**WHAT YOU HAVE TO DO**
Count the lines containing "styles" in the entries underneath, and state that count without anything else.

**MATERIAL PROVIDED**
★ ★ ★

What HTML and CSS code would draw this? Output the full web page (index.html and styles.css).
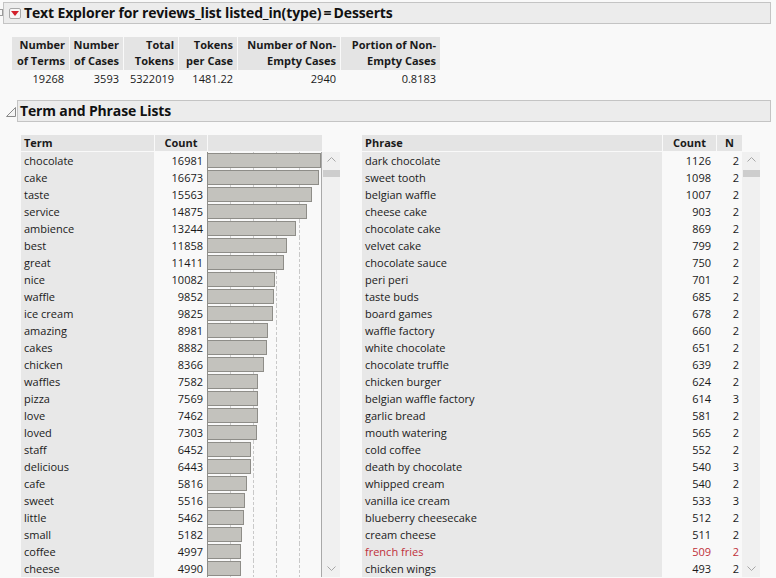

★ ★ ★

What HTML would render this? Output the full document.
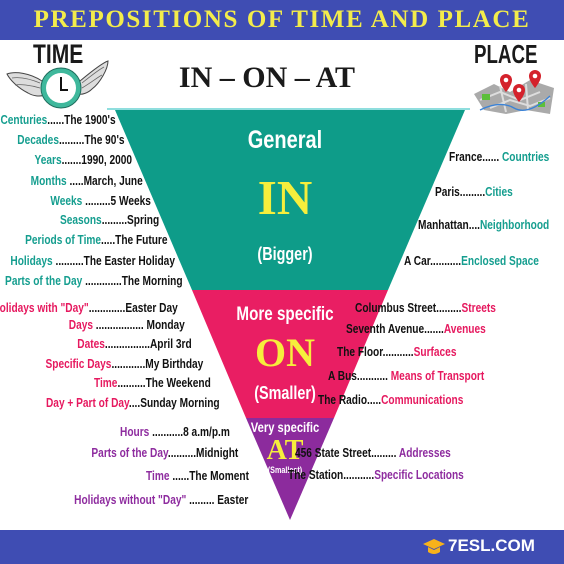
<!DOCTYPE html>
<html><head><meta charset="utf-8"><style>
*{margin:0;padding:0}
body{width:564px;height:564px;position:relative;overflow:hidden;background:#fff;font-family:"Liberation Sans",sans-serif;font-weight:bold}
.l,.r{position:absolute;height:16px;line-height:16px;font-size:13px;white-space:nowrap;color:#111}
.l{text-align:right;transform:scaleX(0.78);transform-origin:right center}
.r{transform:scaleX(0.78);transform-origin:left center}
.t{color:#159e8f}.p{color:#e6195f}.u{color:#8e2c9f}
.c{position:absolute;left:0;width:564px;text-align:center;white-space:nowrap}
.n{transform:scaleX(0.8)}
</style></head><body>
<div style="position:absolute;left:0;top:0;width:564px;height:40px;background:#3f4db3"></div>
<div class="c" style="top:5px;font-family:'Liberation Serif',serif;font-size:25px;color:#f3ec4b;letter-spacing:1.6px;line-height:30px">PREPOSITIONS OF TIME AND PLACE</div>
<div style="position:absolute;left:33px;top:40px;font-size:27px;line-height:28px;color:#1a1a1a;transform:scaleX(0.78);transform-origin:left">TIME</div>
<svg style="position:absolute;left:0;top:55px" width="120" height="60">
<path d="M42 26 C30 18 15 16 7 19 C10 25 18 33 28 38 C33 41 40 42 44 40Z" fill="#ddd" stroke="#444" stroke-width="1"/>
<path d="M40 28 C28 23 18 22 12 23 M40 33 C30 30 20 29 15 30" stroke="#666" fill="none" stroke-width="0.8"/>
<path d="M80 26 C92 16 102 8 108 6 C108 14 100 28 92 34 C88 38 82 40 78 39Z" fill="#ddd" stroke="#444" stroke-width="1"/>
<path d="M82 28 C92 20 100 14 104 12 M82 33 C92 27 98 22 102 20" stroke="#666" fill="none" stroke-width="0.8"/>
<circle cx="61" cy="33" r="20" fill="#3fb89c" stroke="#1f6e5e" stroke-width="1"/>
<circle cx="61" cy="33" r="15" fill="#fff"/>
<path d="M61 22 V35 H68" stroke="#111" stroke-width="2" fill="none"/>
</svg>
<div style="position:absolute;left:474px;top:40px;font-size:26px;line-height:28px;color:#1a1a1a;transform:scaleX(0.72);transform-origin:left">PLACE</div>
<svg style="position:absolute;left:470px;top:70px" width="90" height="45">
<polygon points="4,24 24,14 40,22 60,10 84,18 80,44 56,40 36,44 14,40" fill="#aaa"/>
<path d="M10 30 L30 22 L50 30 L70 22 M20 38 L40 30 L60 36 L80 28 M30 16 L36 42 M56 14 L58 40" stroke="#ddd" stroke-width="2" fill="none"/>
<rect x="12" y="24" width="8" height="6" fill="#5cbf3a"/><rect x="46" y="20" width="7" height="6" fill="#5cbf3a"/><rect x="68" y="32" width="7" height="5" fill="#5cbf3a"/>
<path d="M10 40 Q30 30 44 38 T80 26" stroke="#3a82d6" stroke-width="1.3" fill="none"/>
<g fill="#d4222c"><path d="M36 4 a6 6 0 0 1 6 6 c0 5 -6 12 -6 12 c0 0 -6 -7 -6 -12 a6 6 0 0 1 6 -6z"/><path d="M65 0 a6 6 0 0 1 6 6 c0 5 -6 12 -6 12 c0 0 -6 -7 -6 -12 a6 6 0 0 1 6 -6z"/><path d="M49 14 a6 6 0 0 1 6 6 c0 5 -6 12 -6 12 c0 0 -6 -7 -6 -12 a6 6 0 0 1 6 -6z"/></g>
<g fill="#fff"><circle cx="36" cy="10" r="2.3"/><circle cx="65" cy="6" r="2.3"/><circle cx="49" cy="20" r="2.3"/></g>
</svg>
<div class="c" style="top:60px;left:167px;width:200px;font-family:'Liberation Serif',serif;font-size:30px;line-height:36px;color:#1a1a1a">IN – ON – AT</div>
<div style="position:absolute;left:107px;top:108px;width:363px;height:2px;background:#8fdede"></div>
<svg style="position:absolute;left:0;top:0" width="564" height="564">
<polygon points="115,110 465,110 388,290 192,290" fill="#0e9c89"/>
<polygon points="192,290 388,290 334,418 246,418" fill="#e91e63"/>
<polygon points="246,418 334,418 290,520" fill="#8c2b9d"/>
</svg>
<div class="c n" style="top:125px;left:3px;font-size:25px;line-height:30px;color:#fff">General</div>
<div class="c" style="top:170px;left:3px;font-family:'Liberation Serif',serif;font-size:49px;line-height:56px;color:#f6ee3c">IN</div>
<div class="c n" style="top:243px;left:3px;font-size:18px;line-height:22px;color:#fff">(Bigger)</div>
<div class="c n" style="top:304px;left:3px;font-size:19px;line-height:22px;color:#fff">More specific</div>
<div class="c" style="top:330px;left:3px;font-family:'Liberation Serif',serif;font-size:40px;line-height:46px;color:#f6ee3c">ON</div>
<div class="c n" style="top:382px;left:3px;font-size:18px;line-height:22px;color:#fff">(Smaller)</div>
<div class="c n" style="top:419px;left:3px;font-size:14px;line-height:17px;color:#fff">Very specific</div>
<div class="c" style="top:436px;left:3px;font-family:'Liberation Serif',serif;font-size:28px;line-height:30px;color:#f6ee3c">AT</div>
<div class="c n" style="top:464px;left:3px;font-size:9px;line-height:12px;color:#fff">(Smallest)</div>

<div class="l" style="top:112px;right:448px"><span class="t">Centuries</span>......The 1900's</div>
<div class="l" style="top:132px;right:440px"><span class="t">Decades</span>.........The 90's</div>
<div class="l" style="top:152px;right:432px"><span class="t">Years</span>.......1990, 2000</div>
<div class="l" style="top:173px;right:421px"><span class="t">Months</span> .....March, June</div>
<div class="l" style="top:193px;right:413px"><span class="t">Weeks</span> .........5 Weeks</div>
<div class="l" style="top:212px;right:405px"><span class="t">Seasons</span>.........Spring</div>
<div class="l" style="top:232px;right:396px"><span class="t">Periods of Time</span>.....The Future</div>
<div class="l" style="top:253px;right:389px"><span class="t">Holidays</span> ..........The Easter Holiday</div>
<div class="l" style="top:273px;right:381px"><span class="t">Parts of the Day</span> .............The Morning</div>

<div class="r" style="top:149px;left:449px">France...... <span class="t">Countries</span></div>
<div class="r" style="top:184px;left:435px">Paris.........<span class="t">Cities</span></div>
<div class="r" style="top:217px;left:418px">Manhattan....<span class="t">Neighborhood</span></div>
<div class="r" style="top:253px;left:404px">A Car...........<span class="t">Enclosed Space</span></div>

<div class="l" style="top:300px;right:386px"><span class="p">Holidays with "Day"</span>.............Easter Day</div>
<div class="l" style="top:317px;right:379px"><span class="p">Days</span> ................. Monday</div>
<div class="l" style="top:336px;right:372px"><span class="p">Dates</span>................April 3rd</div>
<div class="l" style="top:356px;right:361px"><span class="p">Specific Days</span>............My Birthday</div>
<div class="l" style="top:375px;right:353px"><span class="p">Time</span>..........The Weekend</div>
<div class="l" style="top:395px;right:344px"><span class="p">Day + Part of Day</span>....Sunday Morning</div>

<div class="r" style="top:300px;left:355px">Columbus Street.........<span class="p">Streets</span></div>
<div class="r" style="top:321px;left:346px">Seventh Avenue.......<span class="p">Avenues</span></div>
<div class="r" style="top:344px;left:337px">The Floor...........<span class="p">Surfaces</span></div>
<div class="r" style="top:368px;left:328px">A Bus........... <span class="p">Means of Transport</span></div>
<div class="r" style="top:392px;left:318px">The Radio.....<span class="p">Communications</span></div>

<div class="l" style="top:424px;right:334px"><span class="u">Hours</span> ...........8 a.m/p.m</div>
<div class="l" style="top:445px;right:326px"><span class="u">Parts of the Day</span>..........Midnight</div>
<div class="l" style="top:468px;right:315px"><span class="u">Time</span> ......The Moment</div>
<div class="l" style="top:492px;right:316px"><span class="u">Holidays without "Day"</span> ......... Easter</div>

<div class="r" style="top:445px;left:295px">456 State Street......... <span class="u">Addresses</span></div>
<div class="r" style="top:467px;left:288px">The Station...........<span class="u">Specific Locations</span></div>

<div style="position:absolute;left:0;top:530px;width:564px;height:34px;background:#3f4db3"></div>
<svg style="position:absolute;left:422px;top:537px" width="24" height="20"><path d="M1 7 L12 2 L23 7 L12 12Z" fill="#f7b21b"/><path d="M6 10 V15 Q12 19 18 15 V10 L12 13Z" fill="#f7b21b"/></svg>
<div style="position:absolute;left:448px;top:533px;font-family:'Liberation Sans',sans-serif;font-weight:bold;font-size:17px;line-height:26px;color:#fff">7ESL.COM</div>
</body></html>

★ ★ ★

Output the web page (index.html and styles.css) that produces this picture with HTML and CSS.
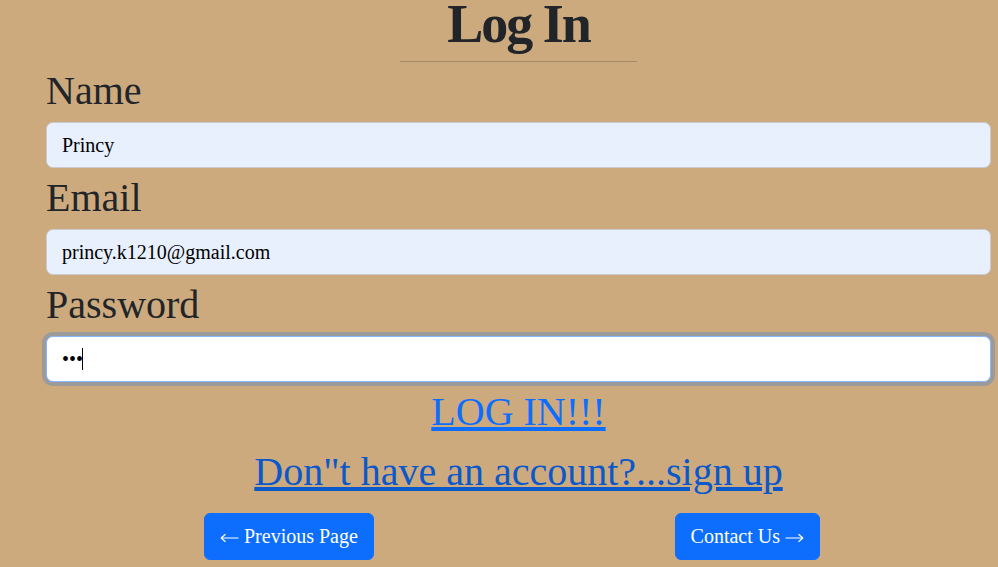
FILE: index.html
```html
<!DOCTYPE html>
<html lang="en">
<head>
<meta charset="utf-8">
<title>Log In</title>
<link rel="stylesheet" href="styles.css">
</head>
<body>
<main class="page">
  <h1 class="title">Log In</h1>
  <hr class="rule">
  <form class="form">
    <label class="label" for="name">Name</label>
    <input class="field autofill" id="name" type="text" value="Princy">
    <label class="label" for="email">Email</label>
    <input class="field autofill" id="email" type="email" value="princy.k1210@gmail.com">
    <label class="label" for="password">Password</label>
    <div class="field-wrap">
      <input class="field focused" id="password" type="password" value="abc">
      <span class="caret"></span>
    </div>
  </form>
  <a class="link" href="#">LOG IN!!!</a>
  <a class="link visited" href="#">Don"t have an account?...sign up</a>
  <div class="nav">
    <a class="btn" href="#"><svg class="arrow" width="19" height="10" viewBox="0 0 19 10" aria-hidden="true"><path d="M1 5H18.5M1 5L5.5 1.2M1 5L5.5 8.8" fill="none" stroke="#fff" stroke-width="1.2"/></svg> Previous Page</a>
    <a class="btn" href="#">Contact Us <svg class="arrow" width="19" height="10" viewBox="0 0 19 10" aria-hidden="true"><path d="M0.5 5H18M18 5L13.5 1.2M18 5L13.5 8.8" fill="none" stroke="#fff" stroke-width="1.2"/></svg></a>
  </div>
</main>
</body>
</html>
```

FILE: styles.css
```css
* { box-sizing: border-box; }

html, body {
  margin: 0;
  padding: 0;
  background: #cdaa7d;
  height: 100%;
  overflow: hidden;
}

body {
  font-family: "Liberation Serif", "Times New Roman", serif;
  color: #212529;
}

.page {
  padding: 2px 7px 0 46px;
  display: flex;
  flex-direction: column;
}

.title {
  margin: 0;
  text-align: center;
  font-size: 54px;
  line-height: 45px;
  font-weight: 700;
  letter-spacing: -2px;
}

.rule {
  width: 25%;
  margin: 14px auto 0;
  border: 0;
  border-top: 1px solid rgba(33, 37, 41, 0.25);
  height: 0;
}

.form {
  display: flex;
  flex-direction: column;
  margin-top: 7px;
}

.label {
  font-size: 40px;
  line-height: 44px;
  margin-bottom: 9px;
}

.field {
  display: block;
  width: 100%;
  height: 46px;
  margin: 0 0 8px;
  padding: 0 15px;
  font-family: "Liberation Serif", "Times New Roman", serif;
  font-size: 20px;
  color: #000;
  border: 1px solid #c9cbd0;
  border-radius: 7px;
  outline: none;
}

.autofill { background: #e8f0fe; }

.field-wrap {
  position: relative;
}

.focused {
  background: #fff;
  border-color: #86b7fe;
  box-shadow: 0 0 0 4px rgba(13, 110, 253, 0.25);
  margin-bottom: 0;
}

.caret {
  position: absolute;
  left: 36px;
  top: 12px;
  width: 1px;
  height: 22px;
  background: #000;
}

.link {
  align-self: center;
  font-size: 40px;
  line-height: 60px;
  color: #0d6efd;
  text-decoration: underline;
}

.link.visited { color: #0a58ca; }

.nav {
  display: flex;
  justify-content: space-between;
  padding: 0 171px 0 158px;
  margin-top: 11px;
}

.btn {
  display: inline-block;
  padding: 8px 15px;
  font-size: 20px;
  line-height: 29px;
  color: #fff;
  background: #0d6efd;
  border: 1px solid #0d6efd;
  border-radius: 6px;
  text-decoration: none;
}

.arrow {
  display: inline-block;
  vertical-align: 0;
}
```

★ ★ ★

**SOLUTION FOR THIS TASK**
4